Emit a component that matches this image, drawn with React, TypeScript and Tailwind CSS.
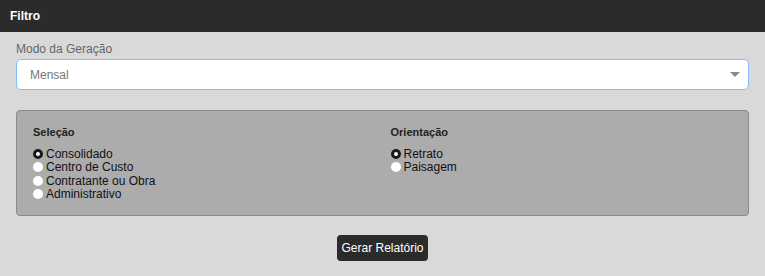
const selecao = ["Consolidado", "Centro de Custo", "Contratante ou Obra", "Administrativo"];
const orientacao = ["Retrato", "Paisagem"];

function Radio({ label, checked }: { label: string; checked?: boolean }) {
  return (
    <label className="flex h-[13.5px] items-center gap-[3px] text-[12px] leading-none text-[#111]">
      <span
        className={
          checked
            ? "h-[10px] w-[10px] rounded-full border-[3px] border-[#1a1a1a] bg-white"
            : "h-[10px] w-[10px] rounded-full bg-white"
        }
      />
      <span>{label}</span>
    </label>
  );
}

function Group({ title, items }: { title: string; items: string[] }) {
  return (
    <div className="flex flex-col">
      <p className="mb-[7px] text-[11px] leading-4 font-bold text-[#222]">{title}</p>
      {items.map((item, i) => (
        <Radio key={item} label={item} checked={i === 0} />
      ))}
    </div>
  );
}

export default function App() {
  return (
    <div className="h-[276px] w-[765px] bg-[#d9d9d9] font-['Liberation_Sans',Arial,sans-serif]">
      <div className="flex h-8 items-center bg-[#2b2b2b] px-[10px]">
        <h1 className="text-[12px] font-bold text-white">Filtro</h1>
      </div>

      <div className="px-4 pt-[10px]">
        <p className="mb-[2px] text-[12px] leading-[15px] text-[#666]">Modo da Geração</p>
        <div className="flex h-[31px] items-center justify-between rounded-[5px] border border-[#80bdff] bg-white pl-[13px] pr-[8px]">
          <span className="text-[12px] text-[#777]">Mensal</span>
          <svg width="10" height="6" viewBox="0 0 10 6">
            <path d="M0 0h10L5 5z" fill="#888" />
          </svg>
        </div>

        <div className="mt-[20px] grid h-[106px] grid-cols-2 rounded-[4px] border border-[#8a8a8a] bg-[#acacac] px-4 pt-[13px]">
          <Group title="Seleção" items={selecao} />
          <div className="pl-[8px]">
            <Group title="Orientação" items={orientacao} />
          </div>
        </div>

        <div className="mt-[19px] flex justify-center">
          <button className="h-[26px] w-[91px] rounded-[4px] bg-[#2b2b2b] text-[12px] font-medium text-white">
            Gerar Relatório
          </button>
        </div>
      </div>
    </div>
  );
}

TASK REQUIREMENTS - Write the listing above out again exactly, dropping each image.

RESULT -
Emit a component that matches this image, drawn with React, TypeScript and Tailwind CSS.
const selecao = ["Consolidado", "Centro de Custo", "Contratante ou Obra", "Administrativo"];
const orientacao = ["Retrato", "Paisagem"];

function Radio({ label, checked }: { label: string; checked?: boolean }) {
  return (
    <label className="flex h-[13.5px] items-center gap-[3px] text-[12px] leading-none text-[#111]">
      <span
        className={
          checked
            ? "h-[10px] w-[10px] rounded-full border-[3px] border-[#1a1a1a] bg-white"
            : "h-[10px] w-[10px] rounded-full bg-white"
        }
      />
      <span>{label}</span>
    </label>
  );
}

function Group({ title, items }: { title: string; items: string[] }) {
  return (
    <div className="flex flex-col">
      <p className="mb-[7px] text-[11px] leading-4 font-bold text-[#222]">{title}</p>
      {items.map((item, i) => (
        <Radio key={item} label={item} checked={i === 0} />
      ))}
    </div>
  );
}

export default function App() {
  return (
    <div className="h-[276px] w-[765px] bg-[#d9d9d9] font-['Liberation_Sans',Arial,sans-serif]">
      <div className="flex h-8 items-center bg-[#2b2b2b] px-[10px]">
        <h1 className="text-[12px] font-bold text-white">Filtro</h1>
      </div>

      <div className="px-4 pt-[10px]">
        <p className="mb-[2px] text-[12px] leading-[15px] text-[#666]">Modo da Geração</p>
        <div className="flex h-[31px] items-center justify-between rounded-[5px] border border-[#80bdff] bg-white pl-[13px] pr-[8px]">
          <span className="text-[12px] text-[#777]">Mensal</span>
          <svg width="10" height="6" viewBox="0 0 10 6">
            <path d="M0 0h10L5 5z" fill="#888" />
          </svg>
        </div>

        <div className="mt-[20px] grid h-[106px] grid-cols-2 rounded-[4px] border border-[#8a8a8a] bg-[#acacac] px-4 pt-[13px]">
          <Group title="Seleção" items={selecao} />
          <div className="pl-[8px]">
            <Group title="Orientação" items={orientacao} />
          </div>
        </div>

        <div className="mt-[19px] flex justify-center">
          <button className="h-[26px] w-[91px] rounded-[4px] bg-[#2b2b2b] text-[12px] font-medium text-white">
            Gerar Relatório
          </button>
        </div>
      </div>
    </div>
  );
}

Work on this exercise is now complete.